[Collected data]:
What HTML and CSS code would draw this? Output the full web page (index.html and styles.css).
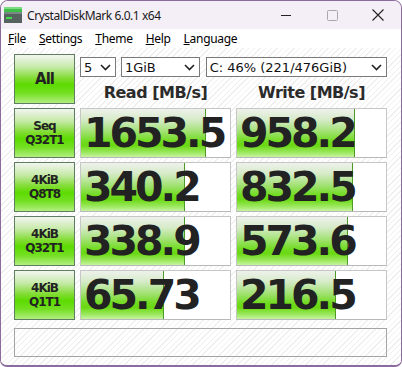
FILE: index.html
```html
<!DOCTYPE html>
<html lang="en">

<head>
    <meta charset="UTF-8">
    <title>CrystalDiskMark 6.0.1 x64</title>
    <link rel="stylesheet" href="styles.css">
</head>

<body>
    <div class="window">
        <div class="titlebar">
            <svg class="app-icon" width="18" height="16" viewBox="0 0 18 16">
                <rect x="0" y="0" width="18" height="5" fill="#3fbf4a" />
                <rect x="0" y="0" width="18" height="2" fill="#7ddc7f" />
                <rect x="0" y="5" width="18" height="11" fill="#56625f" />
                <rect x="0" y="5" width="18" height="2" fill="#7b8784" />
                <rect x="2" y="10" width="6" height="2" fill="#3fdf4a" />
            </svg>
            <span class="title">CrystalDiskMark 6.0.1 x64</span>
            <div class="controls">
                <div class="ctl">
                    <svg width="10" height="10" viewBox="0 0 10 10"><line x1="0" y1="5.5" x2="10" y2="5.5" stroke="#222" stroke-width="1" /></svg>
                </div>
                <div class="ctl">
                    <svg width="11" height="11" viewBox="0 0 11 11"><rect x="0.5" y="0.5" width="10" height="10" rx="1" fill="none" stroke="#a8a8a8" stroke-width="1" /></svg>
                </div>
                <div class="ctl">
                    <svg width="12" height="12" viewBox="0 0 12 12"><path d="M0.5 0.5 L11.5 11.5 M11.5 0.5 L0.5 11.5" stroke="#222" stroke-width="1.1" /></svg>
                </div>
            </div>
        </div>

        <div class="menubar">
            <span><u>F</u>ile</span>
            <span><u>S</u>ettings</span>
            <span><u>T</u>heme</span>
            <span><u>H</u>elp</span>
            <span><u>L</u>anguage</span>
        </div>

        <div class="main">
            <div class="grid">
                <div class="label all">All</div>
                <div class="top">
                    <div class="selects">
                        <div class="select sel-count"><span>5</span>
                            <svg width="11" height="7" viewBox="0 0 11 7"><path d="M1 1 L5.5 5.5 L10 1" fill="none" stroke="#222" stroke-width="1.6" /></svg>
                        </div>
                        <div class="select sel-size"><span>1GiB</span>
                            <svg width="11" height="7" viewBox="0 0 11 7"><path d="M1 1 L5.5 5.5 L10 1" fill="none" stroke="#222" stroke-width="1.6" /></svg>
                        </div>
                        <div class="select sel-drive"><span>C: 46% (221/476GiB)</span>
                            <svg width="11" height="7" viewBox="0 0 11 7"><path d="M1 1 L5.5 5.5 L10 1" fill="none" stroke="#222" stroke-width="1.6" /></svg>
                        </div>
                    </div>
                    <div class="heads">
                        <div>Read [MB/s]</div>
                        <div>Write [MB/s]</div>
                    </div>
                </div>

                <div class="label">Seq<br>Q32T1</div>
                <div class="cell"><div class="fill" style="width: 84%"></div><span class="num">1653.5</span></div>
                <div class="cell"><div class="fill" style="width: 79.2%"></div><span class="num">958.2</span></div>

                <div class="label">4KiB<br>Q8T8</div>
                <div class="cell"><div class="fill" style="width: 69.8%"></div><span class="num">340.2</span></div>
                <div class="cell"><div class="fill" style="width: 77.9%"></div><span class="num">832.5</span></div>

                <div class="label">4KiB<br>Q32T1</div>
                <div class="cell"><div class="fill" style="width: 69.6%"></div><span class="num">338.9</span></div>
                <div class="cell"><div class="fill" style="width: 74.5%"></div><span class="num">573.6</span></div>

                <div class="label">4KiB<br>Q1T1</div>
                <div class="cell"><div class="fill" style="width: 55.7%"></div><span class="num">65.73</span></div>
                <div class="cell"><div class="fill" style="width: 66.4%"></div><span class="num">216.5</span></div>
            </div>

            <div class="status"></div>
        </div>
    </div>
</body>

</html>
```

FILE: styles.css
```css
body {
    margin: 0;
    padding: 0;
    background-color: #fff;
    font-family: "Noto Sans", "DejaVu Sans", sans-serif;
    overflow: hidden;
}

.window {
    width: 402px;
    height: 367px;
    box-sizing: border-box;
    border: 1px solid #8c6c9c;
    border-bottom-width: 2px;
    border-radius: 8px 8px 7px 7px;
    overflow: hidden;
    display: flex;
    flex-direction: column;
    background-color: #fff;
}

/* title bar */
.titlebar {
    height: 28px;
    background-color: #f4eef6;
    display: flex;
    align-items: center;
    padding-left: 3px;
}

.app-icon {
    margin-right: 5px;
    margin-top: -1px;
}

.title {
    font-size: 12px;
    letter-spacing: -0.45px;
    color: #1a1a1a;
    flex: 1;
}

.controls {
    display: flex;
    height: 100%;
}

.ctl {
    width: 46px;
    display: flex;
    align-items: center;
    justify-content: center;
}

/* menu */
.menubar {
    height: 19px;
    background-color: #fff;
    display: flex;
    align-items: center;
    gap: 13px;
    padding-left: 7px;
    font-size: 12px;
    letter-spacing: -0.3px;
    color: #000;
}

/* main area */
.main {
    flex: 1;
    padding: 6px 14px 0 13px;
    background: repeating-linear-gradient(135deg, #ffffff 0 3px, #efefef 3px 4px);
}

.grid {
    display: grid;
    grid-template-columns: 61px 151px 151px;
    grid-auto-rows: 50px;
    column-gap: 5px;
    row-gap: 4px;
}

.label {
    box-sizing: border-box;
    border: 1px solid #5f7d5f;
    background: linear-gradient(to bottom, #f2f5f0 0%, #c6eaa8 25%, #82dc34 48%, #5cdb00 62%, #74e024 80%, #b2ee80 100%);
    display: flex;
    align-items: center;
    justify-content: center;
    text-align: center;
    font-family: "DejaVu Sans", sans-serif;
    font-weight: bold;
    font-size: 12px;
    line-height: 14px;
    letter-spacing: -1px;
    color: #222;
}

.label.all {
    font-size: 15px;
    letter-spacing: -1px;
}

.top {
    grid-column: span 2;
    display: flex;
    flex-direction: column;
}

.selects {
    display: flex;
    margin-top: 3px;
    height: 20px;
}

.select {
    box-sizing: border-box;
    height: 20px;
    border: 1px solid #7a7a7a;
    background-color: #fff;
    display: flex;
    align-items: center;
    justify-content: space-between;
    padding: 0 4px 0 3px;
    font-family: "DejaVu Sans", sans-serif;
    font-size: 13px;
    color: #111;
}

.sel-count {
    width: 36px;
    margin-right: 5px;
}

.sel-size {
    width: 79px;
    margin-right: 6px;
}

.sel-drive {
    width: 182px;
}

.heads {
    flex: 1;
    display: grid;
    grid-template-columns: 151px 151px;
    column-gap: 5px;
    align-items: center;
    text-align: center;
    font-family: "DejaVu Sans", sans-serif;
    font-weight: bold;
    font-size: 16px;
    letter-spacing: -0.5px;
    color: #2b2b2b;
    padding-top: 4px;
}

.cell {
    box-sizing: border-box;
    border: 1px solid #c6c6c6;
    border-bottom-color: #b8b8b8;
    background-color: #fff;
    display: grid;
    grid-template-areas: "stack";
    align-items: center;
}

.fill {
    grid-area: stack;
    height: 100%;
    box-sizing: border-box;
    border-right: 1px solid #4f9a26;
    background: linear-gradient(to bottom, #eef1ec 0%, #d6ebc8 22%, #a6e27a 45%, #72dc22 66%, #6ad812 76%, #9ae85c 90%, #c6f3a0 100%);
}

.num {
    grid-area: stack;
    padding-left: 3px;
    font-family: "DejaVu Sans", sans-serif;
    font-weight: bold;
    font-size: 41px;
    line-height: 1;
    letter-spacing: -3px;
    color: #222;
    margin-top: 1px;
}

.status {
    margin-top: 8px;
    height: 29px;
    box-sizing: border-box;
    border: 1px solid #a4a4a4;
}
```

[Challenge]:
Return the listing above in full and without alteration, excluding its pictures.

[Worked solution]:
What HTML and CSS code would draw this? Output the full web page (index.html and styles.css).
FILE: index.html
```html
<!DOCTYPE html>
<html lang="en">

<head>
    <meta charset="UTF-8">
    <title>CrystalDiskMark 6.0.1 x64</title>
    <link rel="stylesheet" href="styles.css">
</head>

<body>
    <div class="window">
        <div class="titlebar">
            <svg class="app-icon" width="18" height="16" viewBox="0 0 18 16">
                <rect x="0" y="0" width="18" height="5" fill="#3fbf4a" />
                <rect x="0" y="0" width="18" height="2" fill="#7ddc7f" />
                <rect x="0" y="5" width="18" height="11" fill="#56625f" />
                <rect x="0" y="5" width="18" height="2" fill="#7b8784" />
                <rect x="2" y="10" width="6" height="2" fill="#3fdf4a" />
            </svg>
            <span class="title">CrystalDiskMark 6.0.1 x64</span>
            <div class="controls">
                <div class="ctl">
                    <svg width="10" height="10" viewBox="0 0 10 10"><line x1="0" y1="5.5" x2="10" y2="5.5" stroke="#222" stroke-width="1" /></svg>
                </div>
                <div class="ctl">
                    <svg width="11" height="11" viewBox="0 0 11 11"><rect x="0.5" y="0.5" width="10" height="10" rx="1" fill="none" stroke="#a8a8a8" stroke-width="1" /></svg>
                </div>
                <div class="ctl">
                    <svg width="12" height="12" viewBox="0 0 12 12"><path d="M0.5 0.5 L11.5 11.5 M11.5 0.5 L0.5 11.5" stroke="#222" stroke-width="1.1" /></svg>
                </div>
            </div>
        </div>

        <div class="menubar">
            <span><u>F</u>ile</span>
            <span><u>S</u>ettings</span>
            <span><u>T</u>heme</span>
            <span><u>H</u>elp</span>
            <span><u>L</u>anguage</span>
        </div>

        <div class="main">
            <div class="grid">
                <div class="label all">All</div>
                <div class="top">
                    <div class="selects">
                        <div class="select sel-count"><span>5</span>
                            <svg width="11" height="7" viewBox="0 0 11 7"><path d="M1 1 L5.5 5.5 L10 1" fill="none" stroke="#222" stroke-width="1.6" /></svg>
                        </div>
                        <div class="select sel-size"><span>1GiB</span>
                            <svg width="11" height="7" viewBox="0 0 11 7"><path d="M1 1 L5.5 5.5 L10 1" fill="none" stroke="#222" stroke-width="1.6" /></svg>
                        </div>
                        <div class="select sel-drive"><span>C: 46% (221/476GiB)</span>
                            <svg width="11" height="7" viewBox="0 0 11 7"><path d="M1 1 L5.5 5.5 L10 1" fill="none" stroke="#222" stroke-width="1.6" /></svg>
                        </div>
                    </div>
                    <div class="heads">
                        <div>Read [MB/s]</div>
                        <div>Write [MB/s]</div>
                    </div>
                </div>

                <div class="label">Seq<br>Q32T1</div>
                <div class="cell"><div class="fill" style="width: 84%"></div><span class="num">1653.5</span></div>
                <div class="cell"><div class="fill" style="width: 79.2%"></div><span class="num">958.2</span></div>

                <div class="label">4KiB<br>Q8T8</div>
                <div class="cell"><div class="fill" style="width: 69.8%"></div><span class="num">340.2</span></div>
                <div class="cell"><div class="fill" style="width: 77.9%"></div><span class="num">832.5</span></div>

                <div class="label">4KiB<br>Q32T1</div>
                <div class="cell"><div class="fill" style="width: 69.6%"></div><span class="num">338.9</span></div>
                <div class="cell"><div class="fill" style="width: 74.5%"></div><span class="num">573.6</span></div>

                <div class="label">4KiB<br>Q1T1</div>
                <div class="cell"><div class="fill" style="width: 55.7%"></div><span class="num">65.73</span></div>
                <div class="cell"><div class="fill" style="width: 66.4%"></div><span class="num">216.5</span></div>
            </div>

            <div class="status"></div>
        </div>
    </div>
</body>

</html>
```

FILE: styles.css
```css
body {
    margin: 0;
    padding: 0;
    background-color: #fff;
    font-family: "Noto Sans", "DejaVu Sans", sans-serif;
    overflow: hidden;
}

.window {
    width: 402px;
    height: 367px;
    box-sizing: border-box;
    border: 1px solid #8c6c9c;
    border-bottom-width: 2px;
    border-radius: 8px 8px 7px 7px;
    overflow: hidden;
    display: flex;
    flex-direction: column;
    background-color: #fff;
}

/* title bar */
.titlebar {
    height: 28px;
    background-color: #f4eef6;
    display: flex;
    align-items: center;
    padding-left: 3px;
}

.app-icon {
    margin-right: 5px;
    margin-top: -1px;
}

.title {
    font-size: 12px;
    letter-spacing: -0.45px;
    color: #1a1a1a;
    flex: 1;
}

.controls {
    display: flex;
    height: 100%;
}

.ctl {
    width: 46px;
    display: flex;
    align-items: center;
    justify-content: center;
}

/* menu */
.menubar {
    height: 19px;
    background-color: #fff;
    display: flex;
    align-items: center;
    gap: 13px;
    padding-left: 7px;
    font-size: 12px;
    letter-spacing: -0.3px;
    color: #000;
}

/* main area */
.main {
    flex: 1;
    padding: 6px 14px 0 13px;
    background: repeating-linear-gradient(135deg, #ffffff 0 3px, #efefef 3px 4px);
}

.grid {
    display: grid;
    grid-template-columns: 61px 151px 151px;
    grid-auto-rows: 50px;
    column-gap: 5px;
    row-gap: 4px;
}

.label {
    box-sizing: border-box;
    border: 1px solid #5f7d5f;
    background: linear-gradient(to bottom, #f2f5f0 0%, #c6eaa8 25%, #82dc34 48%, #5cdb00 62%, #74e024 80%, #b2ee80 100%);
    display: flex;
    align-items: center;
    justify-content: center;
    text-align: center;
    font-family: "DejaVu Sans", sans-serif;
    font-weight: bold;
    font-size: 12px;
    line-height: 14px;
    letter-spacing: -1px;
    color: #222;
}

.label.all {
    font-size: 15px;
    letter-spacing: -1px;
}

.top {
    grid-column: span 2;
    display: flex;
    flex-direction: column;
}

.selects {
    display: flex;
    margin-top: 3px;
    height: 20px;
}

.select {
    box-sizing: border-box;
    height: 20px;
    border: 1px solid #7a7a7a;
    background-color: #fff;
    display: flex;
    align-items: center;
    justify-content: space-between;
    padding: 0 4px 0 3px;
    font-family: "DejaVu Sans", sans-serif;
    font-size: 13px;
    color: #111;
}

.sel-count {
    width: 36px;
    margin-right: 5px;
}

.sel-size {
    width: 79px;
    margin-right: 6px;
}

.sel-drive {
    width: 182px;
}

.heads {
    flex: 1;
    display: grid;
    grid-template-columns: 151px 151px;
    column-gap: 5px;
    align-items: center;
    text-align: center;
    font-family: "DejaVu Sans", sans-serif;
    font-weight: bold;
    font-size: 16px;
    letter-spacing: -0.5px;
    color: #2b2b2b;
    padding-top: 4px;
}

.cell {
    box-sizing: border-box;
    border: 1px solid #c6c6c6;
    border-bottom-color: #b8b8b8;
    background-color: #fff;
    display: grid;
    grid-template-areas: "stack";
    align-items: center;
}

.fill {
    grid-area: stack;
    height: 100%;
    box-sizing: border-box;
    border-right: 1px solid #4f9a26;
    background: linear-gradient(to bottom, #eef1ec 0%, #d6ebc8 22%, #a6e27a 45%, #72dc22 66%, #6ad812 76%, #9ae85c 90%, #c6f3a0 100%);
}

.num {
    grid-area: stack;
    padding-left: 3px;
    font-family: "DejaVu Sans", sans-serif;
    font-weight: bold;
    font-size: 41px;
    line-height: 1;
    letter-spacing: -3px;
    color: #222;
    margin-top: 1px;
}

.status {
    margin-top: 8px;
    height: 29px;
    box-sizing: border-box;
    border: 1px solid #a4a4a4;
}
```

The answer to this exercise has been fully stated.